Source data

▶

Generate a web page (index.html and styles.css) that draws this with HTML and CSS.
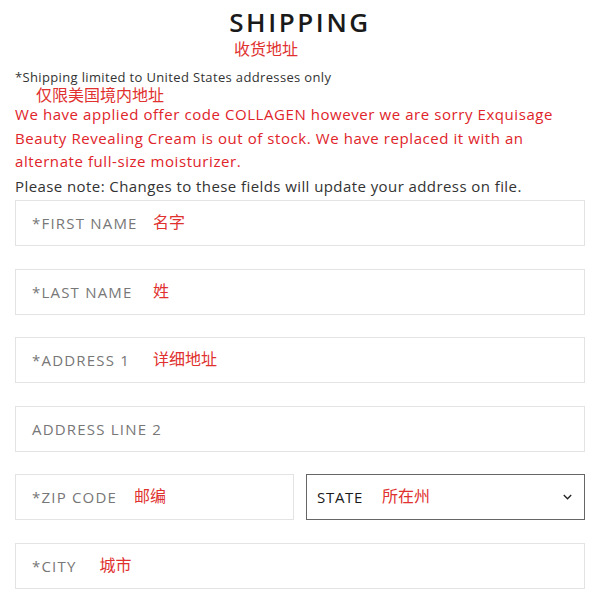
FILE: index.html
```html
<!DOCTYPE html>
<html>
<head>
<meta charset="utf-8">
<link rel="stylesheet" href="styles.css">
</head>
<body>
<div class="page">
  <h1 class="title">SHIPPING</h1>
  <div class="note-cn title-cn">收货地址</div>
  <p class="limit">*Shipping limited to United States addresses only</p>
  <div class="note-cn limit-cn">仅限美国境内地址</div>
  <p class="alert">We have applied offer code COLLAGEN however we are sorry Exquisage Beauty Revealing Cream is out of stock. We have replaced it with an alternate full-size moisturizer.</p>
  <p class="please">Please note: Changes to these fields will update your address on file.</p>
  <div class="fields">
    <div class="field"><span class="label wide">*FIRST NAME</span><span class="cn">名字</span></div>
    <div class="field"><span class="label wide">*LAST NAME</span><span class="cn">姓</span></div>
    <div class="field"><span class="label wide">*ADDRESS 1</span><span class="cn">详细地址</span></div>
    <div class="field"><span class="label">ADDRESS LINE 2</span></div>
    <div class="row">
      <div class="field zip"><span class="label">*ZIP CODE</span><span class="cn">邮编</span></div>
      <div class="field select"><span class="label dark">STATE</span><span class="cn">所在州</span>
        <svg class="chev" width="9" height="6" viewBox="0 0 9 6"><path d="M0.8 1 L4.5 4.8 L8.2 1" fill="none" stroke="#222" stroke-width="1.3"/></svg>
      </div>
    </div>
    <div class="field city"><span class="label">*CITY</span><span class="cn">城市</span></div>
  </div>
</div>
</body>
</html>
```
FILE: styles.css
```css
html, body { margin: 0; padding: 0; background: #fff; }
body { font-family: "Open Sans", "Noto Sans CJK SC", sans-serif; color: #333; }
.page { padding: 0 15px; }
.title {
  margin: 0; padding-top: 7px;
  text-align: center;
  font-family: "Open Sans", sans-serif;
  font-weight: 600;
  font-size: 26px;
  line-height: 30px;
  letter-spacing: 2.6px;
  color: #1a1a1a;
}
.note-cn {
  font-family: "Noto Sans CJK SC", sans-serif;
  color: #e0312f;
  font-size: 16px;
  line-height: 20px;
}
.title-cn { padding-left: 219px; padding-top: 1px; }
.limit {
  margin: 12px 0 0;
  font-size: 13px;
  line-height: 15px;
  letter-spacing: 0.35px;
  color: #333;
}
.limit-cn { padding-left: 21px; line-height: 18px; }
.alert {
  margin: 0;
  color: #e0242a;
  font-size: 15px;
  line-height: 23.7px;
  letter-spacing: 0.57px;
}
.please {
  margin: 0;
  font-size: 15px;
  line-height: 24px;
  letter-spacing: 0.42px;
  color: #333;
}
.fields { display: flex; flex-direction: column; gap: 22.6px; margin-top: 2px; }
.row { display: grid; grid-template-columns: 1fr 1fr; gap: 12px; }
.field {
  box-sizing: border-box;
  height: 46px;
  border: 1px solid #e3e3e3;
  display: flex;
  align-items: center;
  padding: 0 16px;
  gap: 15px;
  min-width: 0;
}
.label {
  font-size: 15px;
  color: #777;
  letter-spacing: 1.2px;
}
.label.wide { min-width: 106px; }
.label.dark { color: #1a1a1a; letter-spacing: 0.7px; }
.zip { gap: 17px; }
.city { gap: 23px; }
.cn {
  font-family: "Noto Sans CJK SC", sans-serif;
  font-size: 16px;
  color: #e0312f;
  position: relative; top: -2px;
}
.select { border-color: #666; padding-left: 10px; padding-right: 12px; gap: 19px; }
.chev { margin-left: auto; }
```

◀

Task brief
Omit the pictures, then quote the rest of the material above exactly.

Reply
Generate a web page (index.html and styles.css) that draws this with HTML and CSS.
FILE: index.html
```html
<!DOCTYPE html>
<html>
<head>
<meta charset="utf-8">
<link rel="stylesheet" href="styles.css">
</head>
<body>
<div class="page">
  <h1 class="title">SHIPPING</h1>
  <div class="note-cn title-cn">收货地址</div>
  <p class="limit">*Shipping limited to United States addresses only</p>
  <div class="note-cn limit-cn">仅限美国境内地址</div>
  <p class="alert">We have applied offer code COLLAGEN however we are sorry Exquisage Beauty Revealing Cream is out of stock. We have replaced it with an alternate full-size moisturizer.</p>
  <p class="please">Please note: Changes to these fields will update your address on file.</p>
  <div class="fields">
    <div class="field"><span class="label wide">*FIRST NAME</span><span class="cn">名字</span></div>
    <div class="field"><span class="label wide">*LAST NAME</span><span class="cn">姓</span></div>
    <div class="field"><span class="label wide">*ADDRESS 1</span><span class="cn">详细地址</span></div>
    <div class="field"><span class="label">ADDRESS LINE 2</span></div>
    <div class="row">
      <div class="field zip"><span class="label">*ZIP CODE</span><span class="cn">邮编</span></div>
      <div class="field select"><span class="label dark">STATE</span><span class="cn">所在州</span>
        <svg class="chev" width="9" height="6" viewBox="0 0 9 6"><path d="M0.8 1 L4.5 4.8 L8.2 1" fill="none" stroke="#222" stroke-width="1.3"/></svg>
      </div>
    </div>
    <div class="field city"><span class="label">*CITY</span><span class="cn">城市</span></div>
  </div>
</div>
</body>
</html>
```
FILE: styles.css
```css
html, body { margin: 0; padding: 0; background: #fff; }
body { font-family: "Open Sans", "Noto Sans CJK SC", sans-serif; color: #333; }
.page { padding: 0 15px; }
.title {
  margin: 0; padding-top: 7px;
  text-align: center;
  font-family: "Open Sans", sans-serif;
  font-weight: 600;
  font-size: 26px;
  line-height: 30px;
  letter-spacing: 2.6px;
  color: #1a1a1a;
}
.note-cn {
  font-family: "Noto Sans CJK SC", sans-serif;
  color: #e0312f;
  font-size: 16px;
  line-height: 20px;
}
.title-cn { padding-left: 219px; padding-top: 1px; }
.limit {
  margin: 12px 0 0;
  font-size: 13px;
  line-height: 15px;
  letter-spacing: 0.35px;
  color: #333;
}
.limit-cn { padding-left: 21px; line-height: 18px; }
.alert {
  margin: 0;
  color: #e0242a;
  font-size: 15px;
  line-height: 23.7px;
  letter-spacing: 0.57px;
}
.please {
  margin: 0;
  font-size: 15px;
  line-height: 24px;
  letter-spacing: 0.42px;
  color: #333;
}
.fields { display: flex; flex-direction: column; gap: 22.6px; margin-top: 2px; }
.row { display: grid; grid-template-columns: 1fr 1fr; gap: 12px; }
.field {
  box-sizing: border-box;
  height: 46px;
  border: 1px solid #e3e3e3;
  display: flex;
  align-items: center;
  padding: 0 16px;
  gap: 15px;
  min-width: 0;
}
.label {
  font-size: 15px;
  color: #777;
  letter-spacing: 1.2px;
}
.label.wide { min-width: 106px; }
.label.dark { color: #1a1a1a; letter-spacing: 0.7px; }
.zip { gap: 17px; }
.city { gap: 23px; }
.cn {
  font-family: "Noto Sans CJK SC", sans-serif;
  font-size: 16px;
  color: #e0312f;
  position: relative; top: -2px;
}
.select { border-color: #666; padding-left: 10px; padding-right: 12px; gap: 19px; }
.chev { margin-left: auto; }
```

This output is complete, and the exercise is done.